Die AVR lassen die Einführung von Kurzarbeit in Einrichtungen mit Mitarbeitervertretung aufgrund einer Dienstvereinbarung und im Übrigen durch einzelvertragliche Vereinbarung zu (§ 5 der Anlage 5). Ein der Rechtslage entsprechendes Muster ist im Freiburger Kommentar/Thüsing, MAVO, 2020, § 38 Anm. 64 abgedruckt.
Die KAVO hat in der neu eingefügten Anlage 32 für das Jahr 2021 die zulässigen und notwendigen Inhalte einer Dienstvereinbarung bzw. eine einzelvertragliche Vereinbarung zur Kurzarbeit verbindlich bestimmt.
Die kirchlichen Regelungen beachten den arbeitsrechtlichen Gleichbehandlungsgrundsatz, der Abweichungen aus sozialen Gründen zulässt: Alle Mitarbeiter haben auch bei Kurzarbeit Null Anspruch auf angemessenen Entgeltersatz. Besonders schutzwürdige Mitarbeiter, die kein Kurzarbeitergeld erhalten, beispielsweise Auszubildende, geringfügig Beschäftigte usw. sind von der Kurzarbeit ausgenommen und behalten ihren Anspruch auf ungekürzte Vergütung.
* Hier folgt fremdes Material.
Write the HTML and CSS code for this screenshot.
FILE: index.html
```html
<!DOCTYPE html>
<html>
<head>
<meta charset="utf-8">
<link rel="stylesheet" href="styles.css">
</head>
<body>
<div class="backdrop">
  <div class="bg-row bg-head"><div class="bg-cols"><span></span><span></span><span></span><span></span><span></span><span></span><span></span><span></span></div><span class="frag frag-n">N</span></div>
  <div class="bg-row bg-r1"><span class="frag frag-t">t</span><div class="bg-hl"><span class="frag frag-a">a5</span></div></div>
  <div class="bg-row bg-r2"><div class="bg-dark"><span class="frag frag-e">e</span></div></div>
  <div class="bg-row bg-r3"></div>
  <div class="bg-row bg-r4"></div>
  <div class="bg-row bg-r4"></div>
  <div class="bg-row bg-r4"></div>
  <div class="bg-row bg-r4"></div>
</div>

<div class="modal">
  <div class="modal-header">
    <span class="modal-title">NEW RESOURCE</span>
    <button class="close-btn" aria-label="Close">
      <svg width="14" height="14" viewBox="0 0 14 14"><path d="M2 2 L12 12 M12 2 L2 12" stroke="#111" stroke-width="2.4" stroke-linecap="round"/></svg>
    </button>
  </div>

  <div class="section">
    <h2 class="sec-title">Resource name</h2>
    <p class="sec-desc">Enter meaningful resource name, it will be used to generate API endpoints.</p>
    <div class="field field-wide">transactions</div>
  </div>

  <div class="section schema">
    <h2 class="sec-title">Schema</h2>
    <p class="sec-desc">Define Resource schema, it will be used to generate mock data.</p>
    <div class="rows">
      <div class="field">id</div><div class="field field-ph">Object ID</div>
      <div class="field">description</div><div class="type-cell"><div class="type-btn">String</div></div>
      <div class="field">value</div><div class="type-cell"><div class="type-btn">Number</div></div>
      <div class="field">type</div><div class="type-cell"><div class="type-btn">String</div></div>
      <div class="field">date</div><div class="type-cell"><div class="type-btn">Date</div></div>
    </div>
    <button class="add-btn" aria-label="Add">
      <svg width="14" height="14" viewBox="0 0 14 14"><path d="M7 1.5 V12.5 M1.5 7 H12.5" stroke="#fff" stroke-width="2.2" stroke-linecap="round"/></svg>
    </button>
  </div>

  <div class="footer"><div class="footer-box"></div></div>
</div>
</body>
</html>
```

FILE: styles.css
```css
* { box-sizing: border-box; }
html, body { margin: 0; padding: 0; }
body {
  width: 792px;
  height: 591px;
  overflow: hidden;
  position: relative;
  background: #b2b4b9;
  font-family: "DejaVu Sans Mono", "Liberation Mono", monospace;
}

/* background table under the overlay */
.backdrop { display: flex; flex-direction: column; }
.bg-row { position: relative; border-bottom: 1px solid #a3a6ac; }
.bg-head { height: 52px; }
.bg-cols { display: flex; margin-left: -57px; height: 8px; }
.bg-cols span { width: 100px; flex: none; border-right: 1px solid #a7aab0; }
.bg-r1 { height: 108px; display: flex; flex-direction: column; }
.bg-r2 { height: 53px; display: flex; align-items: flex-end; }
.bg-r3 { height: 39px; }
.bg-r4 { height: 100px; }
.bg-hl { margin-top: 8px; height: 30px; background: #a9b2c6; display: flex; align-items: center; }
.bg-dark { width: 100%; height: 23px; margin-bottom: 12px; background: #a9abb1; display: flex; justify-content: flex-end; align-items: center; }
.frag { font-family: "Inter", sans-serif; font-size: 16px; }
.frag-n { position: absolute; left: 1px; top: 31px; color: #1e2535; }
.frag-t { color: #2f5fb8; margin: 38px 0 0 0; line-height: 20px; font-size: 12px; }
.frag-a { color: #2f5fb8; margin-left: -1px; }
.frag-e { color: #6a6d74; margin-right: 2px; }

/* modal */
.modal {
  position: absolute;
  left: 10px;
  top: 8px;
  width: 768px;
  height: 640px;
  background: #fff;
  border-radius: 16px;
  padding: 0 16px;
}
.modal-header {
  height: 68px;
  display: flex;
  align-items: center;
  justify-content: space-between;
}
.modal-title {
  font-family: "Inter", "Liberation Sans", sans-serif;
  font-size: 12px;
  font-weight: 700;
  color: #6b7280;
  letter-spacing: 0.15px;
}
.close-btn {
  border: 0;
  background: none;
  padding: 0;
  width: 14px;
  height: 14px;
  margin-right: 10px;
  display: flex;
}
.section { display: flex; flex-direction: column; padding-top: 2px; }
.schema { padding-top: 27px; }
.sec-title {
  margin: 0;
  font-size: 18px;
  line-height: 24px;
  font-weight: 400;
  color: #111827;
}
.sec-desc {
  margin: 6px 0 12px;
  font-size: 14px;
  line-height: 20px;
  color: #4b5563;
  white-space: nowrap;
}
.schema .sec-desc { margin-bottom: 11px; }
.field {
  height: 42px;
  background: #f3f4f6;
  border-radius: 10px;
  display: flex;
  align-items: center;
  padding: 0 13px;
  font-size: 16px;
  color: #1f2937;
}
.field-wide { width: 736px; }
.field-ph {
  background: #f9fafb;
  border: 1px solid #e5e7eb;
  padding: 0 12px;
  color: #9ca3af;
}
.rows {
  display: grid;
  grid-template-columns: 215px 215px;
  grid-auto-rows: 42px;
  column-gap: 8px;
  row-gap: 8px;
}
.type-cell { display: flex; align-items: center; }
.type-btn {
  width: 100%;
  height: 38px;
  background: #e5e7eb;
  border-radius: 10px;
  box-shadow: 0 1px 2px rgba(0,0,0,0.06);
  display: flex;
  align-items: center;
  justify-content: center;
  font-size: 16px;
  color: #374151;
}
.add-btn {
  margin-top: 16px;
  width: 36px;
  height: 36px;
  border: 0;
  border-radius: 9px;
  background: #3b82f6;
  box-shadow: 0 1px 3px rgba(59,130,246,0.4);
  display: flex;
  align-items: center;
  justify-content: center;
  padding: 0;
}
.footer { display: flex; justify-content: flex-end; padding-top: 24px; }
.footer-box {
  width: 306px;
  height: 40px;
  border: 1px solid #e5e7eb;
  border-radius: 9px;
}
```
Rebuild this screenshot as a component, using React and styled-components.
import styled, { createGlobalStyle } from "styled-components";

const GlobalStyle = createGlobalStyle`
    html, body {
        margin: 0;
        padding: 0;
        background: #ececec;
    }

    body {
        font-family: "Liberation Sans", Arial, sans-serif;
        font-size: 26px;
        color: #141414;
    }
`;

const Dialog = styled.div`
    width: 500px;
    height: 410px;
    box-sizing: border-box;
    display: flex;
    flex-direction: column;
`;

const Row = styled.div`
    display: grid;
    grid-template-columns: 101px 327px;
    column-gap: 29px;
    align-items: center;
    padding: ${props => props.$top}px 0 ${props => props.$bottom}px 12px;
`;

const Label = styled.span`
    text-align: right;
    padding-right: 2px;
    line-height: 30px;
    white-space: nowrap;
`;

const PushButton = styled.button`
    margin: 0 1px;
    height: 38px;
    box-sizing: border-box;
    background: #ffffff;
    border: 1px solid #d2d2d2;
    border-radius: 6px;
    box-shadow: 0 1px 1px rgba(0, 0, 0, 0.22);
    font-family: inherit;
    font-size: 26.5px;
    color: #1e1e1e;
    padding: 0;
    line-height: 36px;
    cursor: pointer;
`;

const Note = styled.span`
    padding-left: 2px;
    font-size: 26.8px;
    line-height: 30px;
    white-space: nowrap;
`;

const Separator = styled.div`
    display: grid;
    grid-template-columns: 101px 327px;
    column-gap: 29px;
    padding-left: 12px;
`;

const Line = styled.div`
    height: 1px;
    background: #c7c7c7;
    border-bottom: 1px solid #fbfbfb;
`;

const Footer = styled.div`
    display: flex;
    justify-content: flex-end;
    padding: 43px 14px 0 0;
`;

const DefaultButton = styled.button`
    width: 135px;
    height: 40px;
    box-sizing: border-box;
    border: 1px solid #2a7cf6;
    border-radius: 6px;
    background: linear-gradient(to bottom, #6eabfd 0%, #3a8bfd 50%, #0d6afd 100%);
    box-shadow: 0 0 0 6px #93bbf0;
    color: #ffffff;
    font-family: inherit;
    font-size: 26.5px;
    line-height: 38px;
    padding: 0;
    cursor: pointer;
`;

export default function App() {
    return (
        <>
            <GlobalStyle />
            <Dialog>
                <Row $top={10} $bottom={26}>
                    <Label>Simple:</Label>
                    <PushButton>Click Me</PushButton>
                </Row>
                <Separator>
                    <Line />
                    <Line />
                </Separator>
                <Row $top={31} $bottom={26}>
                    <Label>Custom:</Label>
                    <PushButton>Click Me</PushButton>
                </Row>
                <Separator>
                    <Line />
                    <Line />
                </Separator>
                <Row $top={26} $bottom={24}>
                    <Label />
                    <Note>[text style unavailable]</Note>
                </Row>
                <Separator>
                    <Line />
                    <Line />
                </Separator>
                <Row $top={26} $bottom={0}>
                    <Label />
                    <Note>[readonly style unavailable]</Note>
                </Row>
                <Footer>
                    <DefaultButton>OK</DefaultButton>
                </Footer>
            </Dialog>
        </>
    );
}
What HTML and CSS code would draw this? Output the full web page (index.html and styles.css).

Der Anspruch auf Vergütung verjährt nach drei Jahren. Der über den Mindestlohn hinausgehende Betrag verfällt nach sechs Monaten nur, wenn der Dienstgeber den Mitarbeiter in der durch das Nachweisgesetz vorgeschriebenen Form über die Ausschlussfrist informiert und der Mitarbeiter seinen Anspruch nicht in Textform geltend gemacht hat (§ 23 AVR-Caritas; § 47 KAVO-NRW).